WINDHOEK - President Hage Geingob has said Erindi, Namibia’s biggest privately-owned game reserve, measuring 65 000 hectares, can legally be sold to foreigners since the waiver was granted way before last year’s land conference. 

Geingob made these remarks during a meeting with the newly-elected leadership of the National Unity Democratic Organisation (Nudo), who paid him a courtesy visit to State House on Monday.

Mexican billionaire investor Alberto Baillères, worth N$122 billion ($8.3 billion) according to Forbes, awaits approval for Namibia Competition Commission (NaCC) before finalising a sales agreement with the South African owners of Erindi private game reserve.

New Era understands that a deal has already been struck for Baillères to purchase the game reserve, situated between Okahandja and Omaruru, for N$1.95 billion.

Geingob, responding to concerns raised by Nudo leaders on the sale of Erindi, which has been on the market for five years for a price of nearly N$2 billion, said the matter between the Ministry of Land Reform and the owners of Erindi started way before the landmark 2018 national land conference.
The conference resolved to study ancestral land claims, which some now claiming that Erindi was their ancestral land.
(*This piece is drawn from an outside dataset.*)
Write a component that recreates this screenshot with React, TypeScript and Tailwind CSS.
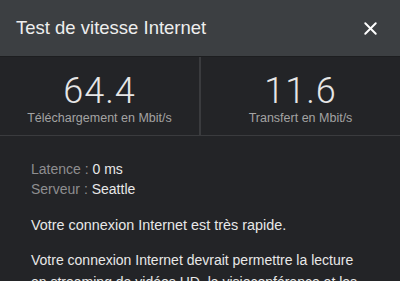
import { X } from "lucide-react";

export default function App() {
    return (
        <div className="h-[281px] w-[400px] overflow-hidden bg-[#232427] font-['Liberation_Sans',Arial,sans-serif]">
            <div className="flex h-[56px] items-center justify-between bg-[#3c3f42] pl-4 pr-[19px]">
                <h1 className="text-[18.5px] text-[#eeeeee]">Test de vitesse Internet</h1>
                <X className="h-[21px] w-[21px] text-white" strokeWidth={2.2} />
            </div>
            <div className="h-px bg-[#1d1e20]" />
            <div className="flex h-[79px] border-b border-[#3a3b3e]">
                <div className="flex flex-1 flex-col items-center pt-[16px]">
                    <span className="font-['Roboto',sans-serif] text-[36px] font-light leading-none tracking-[1px] text-[#e6e6e6]">64.4</span>
                    <span className="mt-[3px] text-[12.5px] leading-none text-[#a3a3a3]">Téléchargement en Mbit/s</span>
                </div>
                <div className="w-[2px] bg-[#3a3b3e]" />
                <div className="flex flex-1 flex-col items-center pt-[16px]">
                    <span className="font-['Roboto',sans-serif] text-[36px] font-light leading-none tracking-[1px] text-[#e6e6e6]">11.6</span>
                    <span className="mt-[3px] text-[12.5px] leading-none text-[#a3a3a3]">Transfert en Mbit/s</span>
                </div>
            </div>
            <div className="pl-[31px] pr-[28px] pt-[23px] text-[14px] text-[#e8e8e8]">
                <p className="leading-[20px]">
                    <span className="text-[#8e8e90]">Latence : </span>0 ms
                </p>
                <p className="leading-[20px]">
                    <span className="text-[#8e8e90]">Serveur : </span>Seattle
                </p>
                <p className="mt-[15px] text-[14.4px] leading-[22px]">Votre connexion Internet est très rapide.</p>
                <p className="mt-[13px] leading-[22px]">
                    Votre connexion Internet devrait permettre la lecture en streaming de vidéos HD, la visioconférence et les jeux en ligne.
                </p>
            </div>
        </div>
    );
}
According to the Head of State, a waiver for Erindi was granted long before his administration took office in 2015.

He said government, as per a land conference resolution, is still working on a law that will prohibit the sale of land to foreign nationals, but until that law is passed, the status quo would remain.
Geingob says even if government tried stopping the sale of Erindi, it could be sued in courts and would have no basis in law to win any such lawsuit.

Furthermore, Geingob said the game reserve was also found to be unsuitable for resettlement. “They [ministry] normally look at a farm when offered. We are saying the owner of the farm must first make an offer to the state, and the state must first see if that farm is suitable for resettlement.” 

“You can go and see it. I don’t know how many of you have seen Erindi. It’s tough to settle people there and therefore it was said it is not suitable to resettle people there,” he added.

Geingob said after it was found that reserve was not suitable for resettlement, a waiver was then given to the owners to sell the property.

“Pendukeni Iivula-Ithana, I think, was the minister [of land] at the time. These people [the owners] didn’t know that they had a waiver at that time, which was still valid,” he said.

Baillères, 87, Mexico’s second richest man owns Grupo BAL, which controls a large number of other companies including Industrias Peñoles, the second most important Mexican mining company.